Quando si festeggia il patrono di Milano e cosa succede in città?

Milano celebra Sant'Ambrogio il 7 dicembre, data che coincide con l'apertura della stagione lirica della Scala, uno degli eventi culturali più attesi al mondo. In piazza Sant'Ambrogio si tiene l'Oh Bej! Oh Bej!, storico mercatino natalizio risalente al XVI secolo. Il 7 dicembre è anche festività civica locale: molti musei e istituzioni organizzano eventi speciali, e la città registra un'affluenza turistica particolarmente elevata.

Come raggiungere Milano in treno o in aereo?

Milano è servita da tre aeroporti: Malpensa (circa 50 km, collegato con Malpensa Express), Linate (7 km dal centro, raggiungibile in metro con la linea M4) e Bergamo Orio al Serio (45 km, con autobus Terravision e Orio Shuttle). In treno, Milano Centrale è hub dell'alta velocità italiana con collegamenti diretti da Roma (circa 3 ore), Napoli, Torino, Venezia e Firenze. Milano Cadorna collega invece l'aeroporto di Malpensa ogni 30 minuti circa.

Quanto tempo serve per visitare Milano?

Per visitare i principali monumenti — Duomo e Museo del Duomo, Castello Sforzesco, Santa Maria delle Grazie con il Cenacolo Vinciano, Pinacoteca di Brera e Galleria Vittorio Emanuele II — sono consigliati almeno tre giorni pieni. La prenotazione è obbligatoria per il Cenacolo Vinciano, con ingressi contingentati a gruppi di 25 persone ogni 15 minuti. Per includere il Quadrilatero della Moda, i Navigli e i musei minori si consigliano 4-5 giorni.

Quali sono i percorsi ciclabili disponibili a Milano?

Milano dispone di oltre 220 km di piste ciclabili urbane. Il percorso dei Navigli collega il centro alla periferia sud lungo i canali storici. La ciclovia VenTo, che unisce Venezia a Torino passando per Milano, attraversa la città lungo l'alzaia del Naviglio Grande. Il Comune gestisce il servizio di bike sharing BikeMi con oltre 300 stazioni. Per uscite extraurbane, la pista ciclabile del Parco Agricolo Sud Milano offre itinerari documentati nella pianura lombarda.

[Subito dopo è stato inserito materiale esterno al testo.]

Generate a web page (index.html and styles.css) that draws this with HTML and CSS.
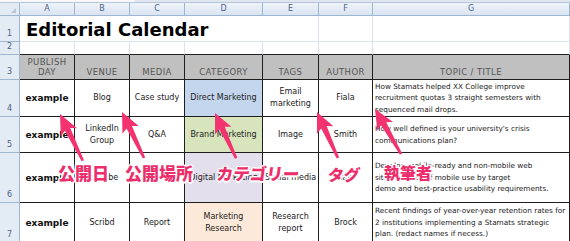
FILE: index.html
```html
<!DOCTYPE html>
<html lang="ja">
<head>
<meta charset="utf-8">
<title>Editorial Calendar</title>
<link rel="stylesheet" href="styles.css">
</head>
<body>
<div class="page">
  <div class="strip"><span class="strip-box"></span></div>
  <div class="sheet">
    <!-- column headers -->
    <div class="corner"><span class="tri"></span></div>
    <div class="colh">A</div><div class="colh">B</div><div class="colh">C</div><div class="colh">D</div><div class="colh">E</div><div class="colh">F</div><div class="colh">G</div>

    <!-- row 1 -->
    <div class="rowh">1</div>
    <div class="title span4">Editorial Calendar</div>
    <div class="blank"></div><div class="blank"></div><div class="blank"></div>

    <!-- row 2 -->
    <div class="rowh">2</div>
    <div class="blank dark-bottom"></div><div class="blank dark-bottom"></div><div class="blank dark-bottom"></div><div class="blank dark-bottom"></div><div class="blank dark-bottom"></div><div class="blank dark-bottom"></div><div class="blank dark-bottom"></div>

    <!-- row 3 -->
    <div class="rowh">3</div>
    <div class="hd">PUBLISH<br>DAY</div>
    <div class="hd">VENUE</div>
    <div class="hd">MEDIA</div>
    <div class="hd">CATEGORY</div>
    <div class="hd">TAGS</div>
    <div class="hd">AUTHOR</div>
    <div class="hd">TOPIC / TITLE</div>

    <!-- row 4 -->
    <div class="rowh">4</div>
    <div class="cell ex">example</div>
    <div class="cell">Blog</div>
    <div class="cell">Case study</div>
    <div class="cell cat-blue">Direct Marketing</div>
    <div class="cell">Email<br>marketing</div>
    <div class="cell">Fiala</div>
    <div class="cell topic">How Stamats helped XX College improve<br>recruitment quotas 3 straight semesters with<br>sequenced mail drops.</div>

    <!-- row 5 -->
    <div class="rowh">5</div>
    <div class="cell ex">example</div>
    <div class="cell">LinkedIn<br>Group</div>
    <div class="cell">Q&amp;A</div>
    <div class="cell cat-green">Brand Marketing</div>
    <div class="cell">Image</div>
    <div class="cell">Smith</div>
    <div class="cell topic">How well defined is your university's crisis<br>communications plan?</div>

    <!-- row 6 -->
    <div class="rowh">6</div>
    <div class="cell ex">example</div>
    <div class="cell">YouTube</div>
    <div class="cell">Video</div>
    <div class="cell cat-purple">Digital Marketing</div>
    <div class="cell">Social media</div>
    <div class="cell">Fiala</div>
    <div class="cell topic">Develop mobile-ready and non-mobile web<br>site statistics of mobile use by target<br>demo and best-practice usability requirements.</div>

    <!-- row 7 -->
    <div class="rowh">7</div>
    <div class="cell ex">example</div>
    <div class="cell">Scribd</div>
    <div class="cell">Report</div>
    <div class="cell cat-peach">Marketing<br>Research</div>
    <div class="cell">Research<br>report</div>
    <div class="cell">Brock</div>
    <div class="cell topic">Recent findings of year-over-year retention rates for<br>2 institutions implementing a Stamats strategic<br>plan. (redact names if necess.)</div>
  </div>

  <svg class="arrows" width="570" height="241" viewBox="0 0 570 241" aria-hidden="true">
    <defs>
      <path id="arr" d="M0 0 L9 19.5 L3 16.5 L1.3 50 L-1.3 50 L-3 16.5 L-9 19.5 Z"/>
    </defs>
    <use href="#arr" transform="translate(60 114) rotate(-26) scale(1 1.04)"/>
    <use href="#arr" transform="translate(122 112) rotate(-25.6) scale(1 1.02)"/>
    <use href="#arr" transform="translate(215 113) rotate(-25) scale(1 1)"/>
    <use href="#arr" transform="translate(317 112) rotate(-24.5) scale(1 1.01)"/>
    <use href="#arr" transform="translate(375 109) rotate(-30) scale(1 1.04)"/>
  </svg>

  <span class="label l1">公開日</span>
  <span class="label l2">公開場所</span>
  <span class="label l3 slant">カテゴリー</span>
  <span class="label l4 slant">タグ</span>
  <span class="label l5">執筆者</span>
</div>
</body>
</html>
```

FILE: styles.css
```css
* { box-sizing: border-box; }

html, body {
  margin: 0;
  padding: 0;
  background: #ffffff;
}

body {
  font-family: "DejaVu Sans", "Liberation Sans", sans-serif;
  width: 570px;
  height: 241px;
  overflow: hidden;
}

.page {
  position: relative;
  width: 570px;
  height: 241px;
  overflow: hidden;
}

.strip {
  height: 3px;
  background: #dfe6ef;
  border-bottom: 1px solid #b7c6d8;
  display: flex;
}

.strip-box {
  width: 135px;
  height: 2px;
  background: #f7f9fc;
}

.sheet {
  display: grid;
  grid-template-columns: 20px 55px 55px 55px 78px 56px 54px 197px;
  grid-template-rows: 13px 26px 13px 25px 37px 36px 50px 40px;
}

.corner {
  background: #e3ebf5;
  border-right: 1px solid #9eb6ce;
  border-bottom: 1px solid #9eb6ce;
  position: relative;
}

.tri {
  position: absolute;
  right: 3px;
  bottom: 2px;
  width: 0;
  height: 0;
  border-left: 5px solid transparent;
  border-bottom: 5px solid #b9c6d6;
}

.colh {
  background: linear-gradient(#eef3fa, #d9e4f2);
  border-right: 1px solid #9eb6ce;
  border-bottom: 1px solid #9eb6ce;
  color: #4e6285;
  font-size: 8px;
  line-height: 12px;
  text-align: center;
}

.rowh {
  background: #e3ebf5;
  border-right: 1px solid #9eb6ce;
  border-bottom: 1px solid #9eb6ce;
  color: #4e6285;
  font-size: 8px;
  line-height: 10px;
  display: flex;
  align-items: flex-end;
  justify-content: center;
  padding-bottom: 2px;
}

.blank {
  border-right: 1px solid #dde3ec;
  border-bottom: 1px solid #dde3ec;
}

.dark-bottom {
  border-bottom: 1px solid #1e1e1e;
}

.title {
  grid-column: span 4;
  border-bottom: 1px solid #dde3ec;
  font-weight: bold;
  font-size: 18px;
  line-height: 24px;
  padding-top: 2px;
  padding-left: 6px;
  color: #000;
  white-space: nowrap;
}

.hd {
  background: #c0c0c0;
  border-right: 1px solid #1e1e1e;
  border-bottom: 1px solid #1e1e1e;
  color: #555;
  font-size: 8.5px;
  letter-spacing: 0.4px;
  line-height: 10px;
  text-align: center;
  display: flex;
  align-items: flex-end;
  justify-content: center;
  padding-bottom: 2px;
  white-space: nowrap;
}

.cell {
  border-right: 1px solid #1e1e1e;
  border-bottom: 1px solid #1e1e1e;
  font-size: 8px;
  line-height: 12px;
  color: #222;
  text-align: center;
  display: flex;
  align-items: center;
  justify-content: center;
  white-space: nowrap;
  overflow: hidden;
}

.ex {
  font-weight: bold;
  font-size: 9px;
  color: #111;
}

.topic {
  justify-content: flex-start;
  text-align: left;
  font-size: 7.3px;
  line-height: 11.5px;
  padding-left: 2px;
  color: #222;
}

.cat-blue { background: #c3d6ee; }
.cat-green { background: #d8e4bc; }
.cat-purple { background: #e4dfec; }
.cat-peach { background: #fde9d9; }

.arrows {
  position: absolute;
  left: 0;
  top: 0;
  fill: #f2336f;
  pointer-events: none;
}

.label {
  position: absolute;
  font-family: "Noto Sans CJK JP", "Noto Sans", sans-serif;
  font-weight: 900;
  line-height: 1;
  color: #ec2f6c;
  white-space: nowrap;
  text-shadow:
    1.5px 0 0 #fff, -1.5px 0 0 #fff, 0 1.5px 0 #fff, 0 -1.5px 0 #fff,
    1.2px 1.2px 0 #fff, -1.2px 1.2px 0 #fff, 1.2px -1.2px 0 #fff, -1.2px -1.2px 0 #fff;
}

.slant { transform: skewX(-8deg); }

.l1 { left: 58px; top: 164px; font-size: 17px; }
.l2 { left: 125px; top: 164px; font-size: 17px; }
.l3 { left: 217px; top: 165px; font-size: 16.5px; }
.l4 { left: 328px; top: 166px; font-size: 16px; }
.l5 { left: 384px; top: 164px; font-size: 16px; }
```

Quali curiosità storiche caratterizzano Milano al di là del periodo romano e rinascimentale?

Milano fu capitale dell'Impero Romano d'Occidente dal 286 al 402 d.C., quando Diocleziano la scelse per la sua posizione strategica, prima ancora che Roma perdesse questo ruolo. Nel 313 d.C. l'Editto di Milano, firmato da Costantino e Licinio, sancì la libertà di culto cristiano in tutto l'Impero. Nel XIX secolo Milano guidò il Risorgimento italiano con le Cinque Giornate del 1848, insurrezione popolare contro l'occupazione austriaca divenuta simbolo dell'unità nazionale.